## Information shown:
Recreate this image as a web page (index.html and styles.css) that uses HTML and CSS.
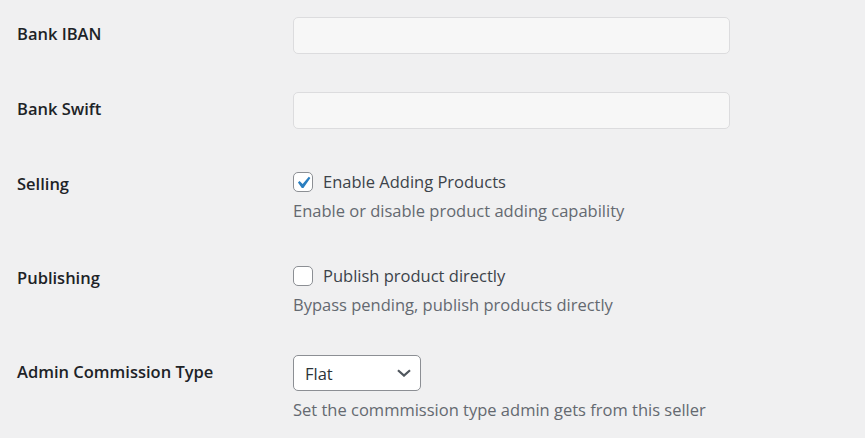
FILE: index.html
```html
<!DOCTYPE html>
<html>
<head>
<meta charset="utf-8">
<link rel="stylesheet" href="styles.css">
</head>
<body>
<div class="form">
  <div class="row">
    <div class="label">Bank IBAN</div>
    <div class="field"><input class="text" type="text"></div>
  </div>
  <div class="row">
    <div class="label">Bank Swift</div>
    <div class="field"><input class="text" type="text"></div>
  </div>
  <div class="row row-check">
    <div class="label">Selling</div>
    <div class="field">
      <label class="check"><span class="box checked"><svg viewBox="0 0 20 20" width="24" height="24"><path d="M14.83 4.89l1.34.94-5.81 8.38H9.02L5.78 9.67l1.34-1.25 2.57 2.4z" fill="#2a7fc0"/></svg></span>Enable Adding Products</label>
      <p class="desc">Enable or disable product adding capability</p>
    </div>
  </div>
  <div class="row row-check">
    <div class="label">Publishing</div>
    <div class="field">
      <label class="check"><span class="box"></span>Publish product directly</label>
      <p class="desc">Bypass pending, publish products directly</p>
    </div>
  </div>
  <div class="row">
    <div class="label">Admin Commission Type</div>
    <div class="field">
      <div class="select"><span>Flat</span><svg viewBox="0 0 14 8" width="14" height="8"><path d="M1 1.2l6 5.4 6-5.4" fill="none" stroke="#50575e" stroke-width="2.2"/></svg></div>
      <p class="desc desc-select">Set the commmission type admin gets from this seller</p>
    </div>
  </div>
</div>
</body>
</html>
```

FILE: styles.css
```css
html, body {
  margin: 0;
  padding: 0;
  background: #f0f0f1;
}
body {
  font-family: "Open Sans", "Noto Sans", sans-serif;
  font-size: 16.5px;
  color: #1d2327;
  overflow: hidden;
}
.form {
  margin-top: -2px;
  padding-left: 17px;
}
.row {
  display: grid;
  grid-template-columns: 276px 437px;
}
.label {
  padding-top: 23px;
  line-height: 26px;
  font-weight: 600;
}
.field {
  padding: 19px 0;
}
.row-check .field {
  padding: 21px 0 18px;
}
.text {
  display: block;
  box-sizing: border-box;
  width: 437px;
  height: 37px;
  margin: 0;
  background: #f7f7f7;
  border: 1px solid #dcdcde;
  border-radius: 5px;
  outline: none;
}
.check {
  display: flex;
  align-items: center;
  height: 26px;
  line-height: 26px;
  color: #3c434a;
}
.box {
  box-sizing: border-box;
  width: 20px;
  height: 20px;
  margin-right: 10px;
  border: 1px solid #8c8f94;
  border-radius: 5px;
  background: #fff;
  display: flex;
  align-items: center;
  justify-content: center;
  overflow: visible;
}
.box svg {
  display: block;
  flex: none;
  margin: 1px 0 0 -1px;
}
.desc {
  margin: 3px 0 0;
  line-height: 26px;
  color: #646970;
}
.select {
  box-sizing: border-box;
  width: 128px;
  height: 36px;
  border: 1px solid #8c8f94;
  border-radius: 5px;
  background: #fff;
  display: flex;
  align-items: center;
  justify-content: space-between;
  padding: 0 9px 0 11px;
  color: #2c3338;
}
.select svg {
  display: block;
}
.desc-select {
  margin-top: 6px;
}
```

## Instructions for the task:
Of the lines above, how many hold the string "this"? Answer with only the number.

## Answer to the task:
2